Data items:
^^^^

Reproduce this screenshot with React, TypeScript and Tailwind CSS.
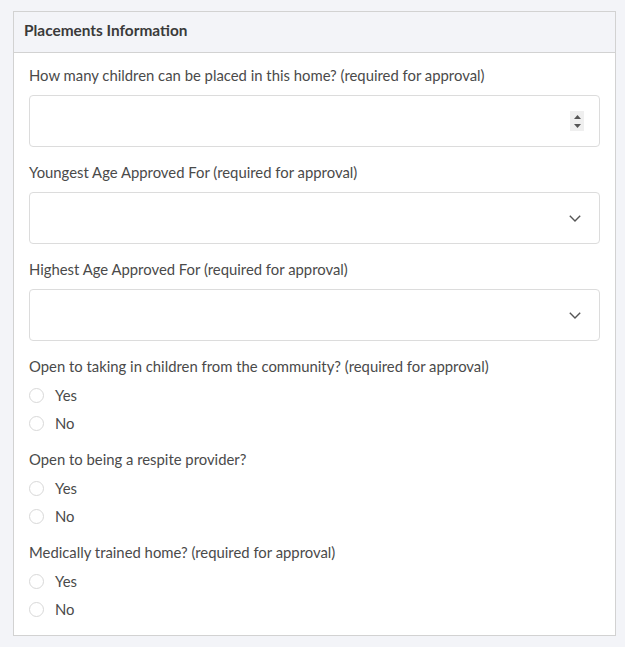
const fields = [
  { label: "How many children can be placed in this home? (required for approval)", kind: "number" },
  { label: "Youngest Age Approved For (required for approval)", kind: "select" },
  { label: "Highest Age Approved For (required for approval)", kind: "select" },
];

const radios = [
  "Open to taking in children from the community? (required for approval)",
  "Open to being a respite provider?",
  "Medically trained home? (required for approval)",
];

const Spinner = () => (
  <div className="flex h-[20px] w-[14px] flex-col items-center justify-center gap-[5px] bg-[#efefef]">
    <svg width="7" height="4" viewBox="0 0 7 4">
      <path d="M0 4 L3.5 0 L7 4 Z" fill="#555" />
    </svg>
    <svg width="7" height="4" viewBox="0 0 7 4">
      <path d="M0 0 L7 0 L3.5 4 Z" fill="#555" />
    </svg>
  </div>
);

const Chevron = () => (
  <svg width="12" height="7" viewBox="0 0 12 7" fill="none">
    <path d="M0.8 0.8 L6 6 L11.2 0.8" stroke="#555" strokeWidth="1.4" />
  </svg>
);

const App = () => {
  return (
    <div className="min-h-[647px] bg-[#f3f4f8] pt-[11px] font-['Lato','Liberation_Sans',sans-serif] text-[14.85px] leading-[21px] text-[#4a4a4a]">
      <div className="ml-[13px] w-[603px] border border-[#d2d2d2] bg-white">
        {/* Header */}
        <div className="border-b border-[#d2d2d2] bg-[#f3f4f8] px-[10px] pb-[11px] pt-[8px]">
          <h1 className="text-[15.4px] font-bold text-[#3a3a3a]">Placements Information</h1>
        </div>

        <div className="flex flex-col gap-[15px] px-[15px] pb-[15px] pt-[12px]">
          {fields.map((f, i) => (
            <div key={i}>
              <label className="mb-[9px] block">{f.label}</label>
              <div
                className={
                  f.kind === "number"
                    ? "flex h-[52px] items-center justify-end rounded border border-[#dcdcdc] pr-[15px]"
                    : "flex h-[52px] items-center justify-end rounded border border-[#dcdcdc] pr-[18px]"
                }
              >
                {f.kind === "number" ? <Spinner /> : <Chevron />}
              </div>
            </div>
          ))}

          {radios.map((q, i) => (
            <div key={i}>
              <div className="mb-[8px]">{q}</div>
              <div className="flex flex-col gap-[7px]">
                {["Yes", "No"].map((opt) => (
                  <label key={opt} className="flex items-center gap-[11px]">
                    <span className="h-[15px] w-[15px] rounded-full border border-[#d8d8d8] bg-white" />
                    <span>{opt}</span>
                  </label>
                ))}
              </div>
            </div>
          ))}
        </div>
      </div>
    </div>
  );
};

export default App;
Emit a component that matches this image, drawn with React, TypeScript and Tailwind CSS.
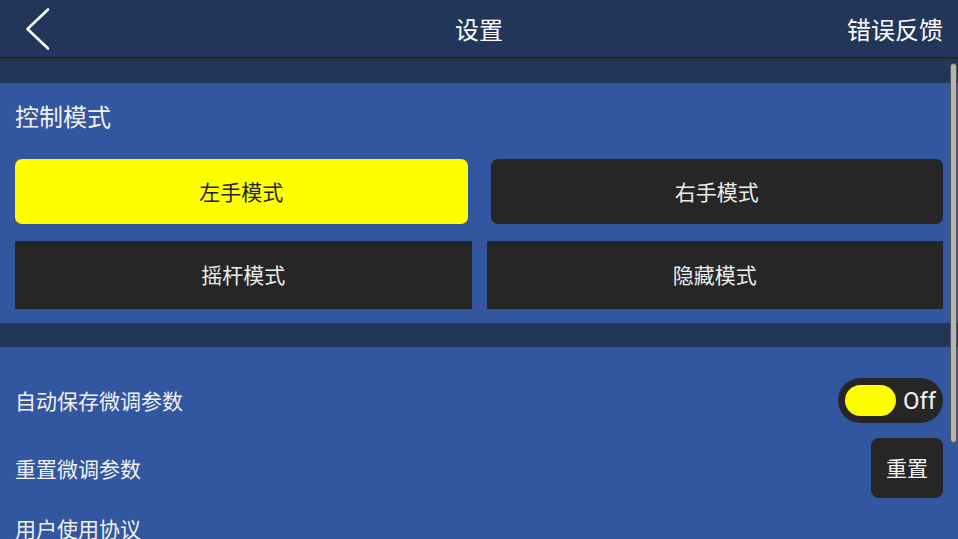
import React from "react";

export default function App() {
  return (
    <div className="relative w-[958px] h-[539px] overflow-hidden bg-[#22365a] font-['Noto_Sans_CJK_SC','Noto_Sans',sans-serif] text-[#f2f2f2]">
      {/* Header */}
      <div className="grid grid-cols-[1fr_auto_1fr] items-center h-[57px] bg-[#22365a]">
        <div className="flex items-center pl-[25px]">
          <svg width="26" height="44" viewBox="0 0 26 44" fill="none">
            <path d="M23 2.5 L2.5 22 L23 41.5" stroke="#ffffff" strokeWidth="2.6" strokeLinecap="round" strokeLinejoin="round" />
          </svg>
        </div>
        <div className="text-[24px] leading-none text-white">设置</div>
        <div className="flex justify-end pr-[15px] text-[24px] leading-none text-white">错误反馈</div>
      </div>
      <div className="h-[2px] bg-[#262626]" />
      <div className="h-[24px] bg-[#22365a]" />

      {/* Control mode section */}
      <div className="bg-[#3256a0] px-[15px] pb-[14px]">
        <div className="h-[65px] flex items-center text-[24px] leading-none">控制模式</div>
        <div className="mt-[11px] flex gap-[23px]">
          <div className="flex-1 h-[65px] rounded-[7px] bg-[#ffff00] flex items-center justify-center text-[21px] text-[#222222]">左手模式</div>
          <div className="flex-1 h-[65px] rounded-[7px] bg-[#262626] flex items-center justify-center text-[21px] text-[#eeeeee]">右手模式</div>
        </div>
        <div className="mt-[17px] flex gap-[15px]">
          <div className="flex-1 h-[68px] bg-[#262626] flex items-center justify-center text-[21px] text-[#eeeeee]">摇杆模式</div>
          <div className="flex-1 h-[68px] bg-[#262626] flex items-center justify-center text-[21px] text-[#eeeeee]">隐藏模式</div>
        </div>
      </div>
      <div className="h-[24px] bg-[#22365a]" />

      {/* Settings rows */}
      <div className="bg-[#3256a0] pl-[15px] pr-[15px] pt-[31px] h-[300px]">
        <div className="h-[45px] flex items-center justify-between">
          <span className="text-[21px] leading-none">自动保存微调参数</span>
          <div className="w-[105px] h-[45px] rounded-full bg-[#262626] flex items-center pl-[7px] gap-[7px]">
            <div className="w-[51px] h-[31px] rounded-full bg-[#ffff00]" />
            <span className="font-['Roboto',sans-serif] text-[24px] leading-none text-[#f2f2f2]">Off</span>
          </div>
        </div>
        <div className="mt-[15px] h-[60px] flex items-center justify-between">
          <span className="text-[21px] leading-none">重置微调参数</span>
          <div className="w-[72px] h-[60px] rounded-[8px] bg-[#262626] flex items-center justify-center text-[21px] text-[#f2f2f2]">重置</div>
        </div>
        <div className="h-[60px] flex items-center">
          <span className="text-[21px] leading-none">用户使用协议</span>
        </div>
      </div>

      {/* Scrollbar overlay */}
      <div className="absolute left-[950px] top-[63px] w-[7px] h-[380px] rounded-full bg-[#b4b4b4] border border-[#555555]" />
    </div>
  );
}
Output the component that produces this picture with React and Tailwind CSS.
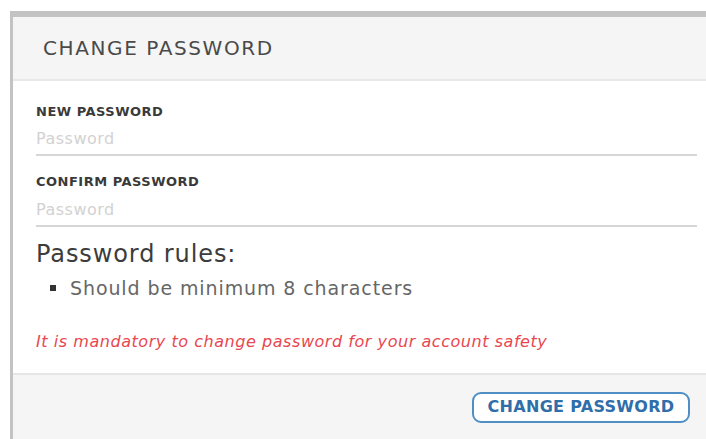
export default function App() {
  const font = { fontFamily: '"DejaVu Sans", "Open Sans", sans-serif' };
  return (
    <div className="w-[706px] h-[439px] bg-white pt-[11px] pl-[10px] overflow-hidden" style={font}>
      <div className="h-[428px] flex flex-col border-t-[6px] border-l-[3px] border-[#c3c3c3]">
        {/* header */}
        <div className="h-[64px] shrink-0 bg-[#f5f5f5] border-b-2 border-[#e8e8e8] pl-[30px] flex items-center">
          <h2 className="text-[20px] tracking-[1.6px] text-[#4a4a4a] leading-none">CHANGE PASSWORD</h2>
        </div>

        {/* form body */}
        <div className="flex-1 pl-[23px] pr-[9px] pt-[23px]">
          <label className="block text-[13px] tracking-[0.5px] font-bold text-[#3a3a3a] leading-[16px]">NEW PASSWORD</label>
          <input
            type="password"
            placeholder="Password"
            className="block w-full h-[36px] pt-[3px] border-b-2 border-[#d6d6d6] text-[16px] tracking-[0.5px] text-[#555] placeholder:text-[#d2d2d2] outline-none bg-transparent"
          />
          <label className="block mt-[18px] text-[13px] tracking-[0.5px] font-bold text-[#3a3a3a] leading-[16px]">CONFIRM PASSWORD</label>
          <input
            type="password"
            placeholder="Password"
            className="block w-full h-[37px] pt-[3px] border-b-2 border-[#d6d6d6] text-[16px] tracking-[0.5px] text-[#555] placeholder:text-[#d2d2d2] outline-none bg-transparent"
          />

          <h3 className="mt-[12px] text-[24px] tracking-[0.9px] text-[#3c3c3c] leading-[30px]">Password rules:</h3>
          <ul className="mt-[7px] pl-[14px]">
            <li className="flex items-center gap-[14px] text-[19px] tracking-[0.9px] text-[#666] leading-[24px]">
              <span className="w-[6px] h-[6px] bg-[#333] inline-block" />
              Should be minimum 8 characters
            </li>
          </ul>
          <p className="mt-[32px] text-[16px] tracking-[0.55px] italic text-[#e8474f] leading-[20px]">
            It is mandatory to change password for your account safety
          </p>
        </div>

        {/* footer */}
        <div className="h-[66px] shrink-0 bg-[#f5f5f5] border-t-2 border-[#e6e6e6] flex items-center justify-end pr-[16px]">
          <button className="h-[31px] w-[218px] rounded-[9px] border-2 border-[#4f8fc4] bg-white text-[16px] tracking-[0.3px] font-bold text-[#2f6ea8]">
            CHANGE PASSWORD
          </button>
        </div>
      </div>
    </div>
  );
}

^^^^

What you will do:
Read the data above. Pull out each line in which the string "with" appears.

The answer:
Reproduce this screenshot with React, TypeScript and Tailwind CSS.
Emit a component that matches this image, drawn with React, TypeScript and Tailwind CSS.
Output the component that produces this picture with React and Tailwind CSS.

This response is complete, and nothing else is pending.